• **Task requirements**: Search the data for the string "React" and extract every line where it appears.

[start of Data excerpt]

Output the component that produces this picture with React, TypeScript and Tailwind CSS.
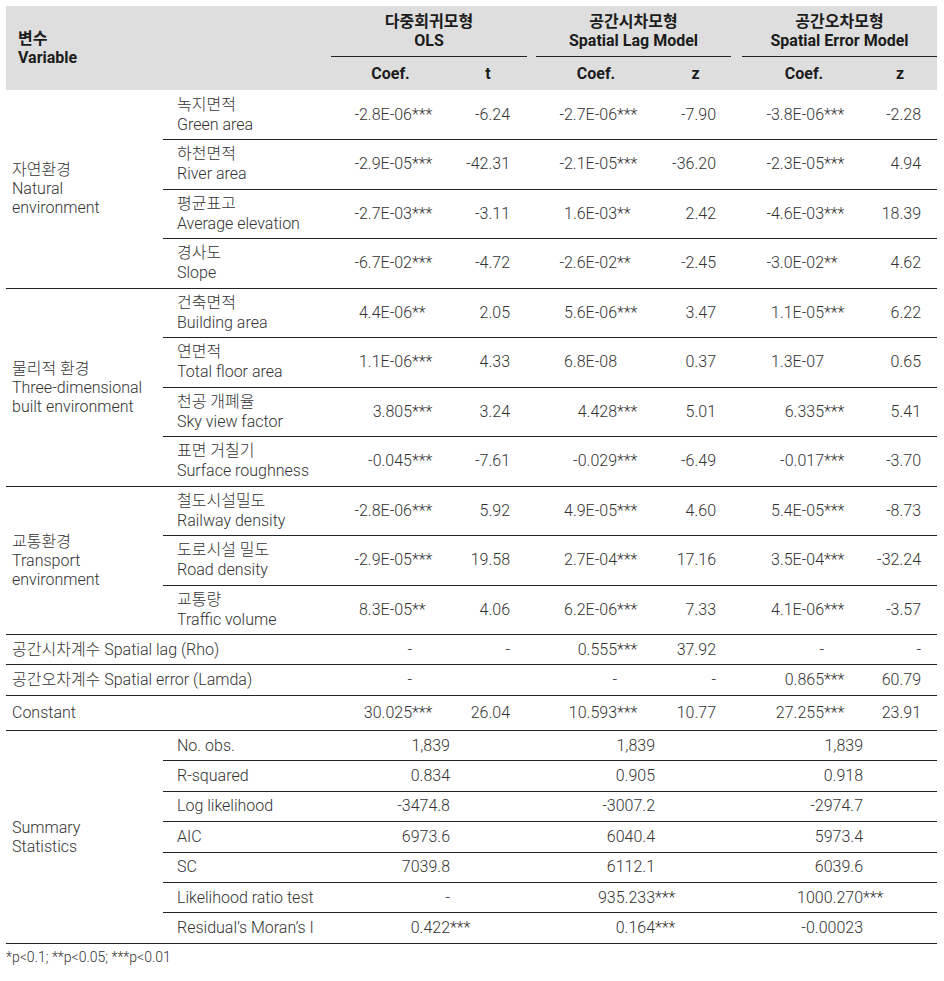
import React from 'react'

type Cell = [string, string] | string

type Row = {
  ko: string
  en: string
  vals: Cell[]
}

const groups: { ko: string; en: string[]; rows: Row[] }[] = [
  {
    ko: '자연환경',
    en: ['Natural', 'environment'],
    rows: [
      { ko: '녹지면적', en: 'Green area', vals: [['-2.8E-06', '***'], '-6.24', ['-2.7E-06', '***'], '-7.90', ['-3.8E-06', '***'], '-2.28'] },
      { ko: '하천면적', en: 'River area', vals: [['-2.9E-05', '***'], '-42.31', ['-2.1E-05', '***'], '-36.20', ['-2.3E-05', '***'], '4.94'] },
      { ko: '평균표고', en: 'Average elevation', vals: [['-2.7E-03', '***'], '-3.11', ['1.6E-03', '**'], '2.42', ['-4.6E-03', '***'], '18.39'] },
      { ko: '경사도', en: 'Slope', vals: [['-6.7E-02', '***'], '-4.72', ['-2.6E-02', '**'], '-2.45', ['-3.0E-02', '**'], '4.62'] },
    ],
  },
  {
    ko: '물리적 환경',
    en: ['Three-dimensional', 'built environment'],
    rows: [
      { ko: '건축면적', en: 'Building area', vals: [['4.4E-06', '**'], '2.05', ['5.6E-06', '***'], '3.47', ['1.1E-05', '***'], '6.22'] },
      { ko: '연면적', en: 'Total floor area', vals: [['1.1E-06', '***'], '4.33', ['6.8E-08', ''], '0.37', ['1.3E-07', ''], '0.65'] },
      { ko: '천공 개폐율', en: 'Sky view factor', vals: [['3.805', '***'], '3.24', ['4.428', '***'], '5.01', ['6.335', '***'], '5.41'] },
      { ko: '표면 거칠기', en: 'Surface roughness', vals: [['-0.045', '***'], '-7.61', ['-0.029', '***'], '-6.49', ['-0.017', '***'], '-3.70'] },
    ],
  },
  {
    ko: '교통환경',
    en: ['Transport', 'environment'],
    rows: [
      { ko: '철도시설밀도', en: 'Railway density', vals: [['-2.8E-06', '***'], '5.92', ['4.9E-05', '***'], '4.60', ['5.4E-05', '***'], '-8.73'] },
      { ko: '도로시설 밀도', en: 'Road density', vals: [['-2.9E-05', '***'], '19.58', ['2.7E-04', '***'], '17.16', ['3.5E-04', '***'], '-32.24'] },
      { ko: '교통량', en: 'Traffic volume', vals: [['8.3E-05', '**'], '4.06', ['6.2E-06', '***'], '7.33', ['4.1E-06', '***'], '-3.57'] },
    ],
  },
]

const extras: { label: string; h: string; vals: Cell[] }[] = [
  { label: '공간시차계수 Spatial lag (Rho)', h: 'h-[30px]', vals: [['-', ''], '-', ['0.555', '***'], '37.92', ['-', ''], '-'] },
  { label: '공간오차계수 Spatial error (Lamda)', h: 'h-[31px]', vals: [['-', ''], '', ['-', ''], '-', ['0.865', '***'], '60.79'] },
  { label: 'Constant', h: 'h-[35px]', vals: [['30.025', '***'], '26.04', ['10.593', '***'], '10.77', ['27.255', '***'], '23.91'] },
]

const summary: { label: string; vals: [string, string][] }[] = [
  { label: 'No. obs.', vals: [['1,839', ''], ['1,839', ''], ['1,839', '']] },
  { label: 'R-squared', vals: [['0.834', ''], ['0.905', ''], ['0.918', '']] },
  { label: 'Log likelihood', vals: [['-3474.8', ''], ['-3007.2', ''], ['-2974.7', '']] },
  { label: 'AIC', vals: [['6973.6', ''], ['6040.4', ''], ['5973.4', '']] },
  { label: 'SC', vals: [['7039.8', ''], ['6112.1', ''], ['6039.6', '']] },
  { label: 'Likelihood ratio test', vals: [['-', ''], ['935.233', '***'], ['1000.270', '***']] },
  { label: 'Residual’s Moran’s I', vals: [['0.422', '***'], ['0.164', '***'], ['-0.00023', '']] },
]

const line = 'border-b border-[#222]'
const coefPad = ['pr-[17px]', 'pr-[17px]', 'pr-[18px]']
const statPad = ['pr-[21px]', 'pr-[20px]', 'pr-[16px]']
const sumCols = ['grid-cols-[119px_1fr]', 'grid-cols-[124px_1fr]', 'grid-cols-[127px_1fr]']

const ValueCells = ({ vals }: { vals: Cell[] }) => (
  <>
    {vals.map((v, i) => {
      const g = Math.floor(i / 2)
      if (Array.isArray(v)) {
        return (
          <td key={i} className={`${line} text-right ${coefPad[g]}`}>
            <span>{v[0]}</span>
            <span className="inline-block w-[21px] text-left">{v[1]}</span>
          </td>
        )
      }
      return (
        <td key={i} className={`${line} text-right ${statPad[g]}`}>
          {v}
        </td>
      )
    })}
  </>
)

export default function App() {
  return (
    <div className="bg-white p-[6px] text-[16px] font-light text-[#333] [font-family:Roboto,'Noto_Sans_CJK_KR',sans-serif]">
      <table className="w-[931px] table-fixed border-collapse">
        <colgroup>
          <col className="w-[157px]" />
          <col className="w-[168px]" />
          <col className="w-[119px]" />
          <col className="w-[81px]" />
          <col className="w-[124px]" />
          <col className="w-[81px]" />
          <col className="w-[127px]" />
          <col className="w-[74px]" />
        </colgroup>
        <thead className="bg-[#dedede] font-bold text-[#1c1c1c]">
          <tr className="h-[51px]">
            <th rowSpan={2} colSpan={2} className="pl-[12px] text-left align-middle leading-[19px]">
              변수
              <br />
              Variable
            </th>
            <th colSpan={2} className="p-0 align-bottom">
              <div className="mr-[4px] border-b border-[#222] pb-[6px] text-center leading-[19px]">
                다중회귀모형
                <br />
                OLS
              </div>
            </th>
            <th colSpan={2} className="p-0 align-bottom">
              <div className="mx-[5px] border-b border-[#222] pb-[6px] text-center leading-[19px]">
                공간시차모형
                <br />
                Spatial Lag Model
              </div>
            </th>
            <th colSpan={2} className="p-0 align-bottom">
              <div className="ml-[6px] border-b border-[#222] pb-[6px] text-center leading-[19px]">
                공간오차모형
                <br />
                Spatial Error Model
              </div>
            </th>
          </tr>
          <tr className="h-[33px]">
            <th className="text-center">Coef.</th>
            <th className="pr-[5px] text-center">t</th>
            <th className="pl-[6px] text-center">Coef.</th>
            <th className="text-center">z</th>
            <th className="pl-[9px] text-center">Coef.</th>
            <th className="text-center">z</th>
          </tr>
        </thead>
        <tbody>
          {groups.map((grp) =>
            grp.rows.map((r, ri) => (
              <tr key={grp.ko + r.en} className="h-[49.5px]">
                {ri === 0 && (
                  <td rowSpan={grp.rows.length} className={`${line} pl-[6px] align-middle leading-[19px]`}>
                    {grp.ko}
                    {grp.en.map((e) => (
                      <div key={e}>{e}</div>
                    ))}
                  </td>
                )}
                <td className={`${line} pl-[14px] leading-[20px]`}>
                  {r.ko}
                  <br />
                  {r.en}
                </td>
                <ValueCells vals={r.vals} />
              </tr>
            ))
          )}
          {extras.map((x) => (
            <tr key={x.label} className={x.h}>
              <td colSpan={2} className={`${line} pl-[6px]`}>
                {x.label}
              </td>
              <ValueCells vals={x.vals} />
            </tr>
          ))}
          {summary.map((s, si) => (
            <tr key={s.label} className="h-[30.4px]">
              {si === 0 && (
                <td rowSpan={summary.length} className={`${line} pl-[6px] align-middle leading-[19px]`}>
                  Summary
                  <br />
                  Statistics
                </td>
              )}
              <td className={`${line} pl-[14px]`}>{s.label}</td>
              {s.vals.map((v, i) => (
                <td key={i} colSpan={2} className={`${line} p-0`}>
                  <div className={`grid ${sumCols[i]}`}>
                    <span className="text-right">{v[0]}</span>
                    <span className="text-left">{v[1]}</span>
                  </div>
                </td>
              ))}
            </tr>
          ))}
        </tbody>
      </table>
      <p className="mt-[5px] text-[14px] leading-[17px]">*p&lt;0.1; **p&lt;0.05; ***p&lt;0.01</p>
    </div>
  )
}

[end of Data excerpt]

• **Response below**:
Output the component that produces this picture with React, TypeScript and Tailwind CSS.
import React from 'react'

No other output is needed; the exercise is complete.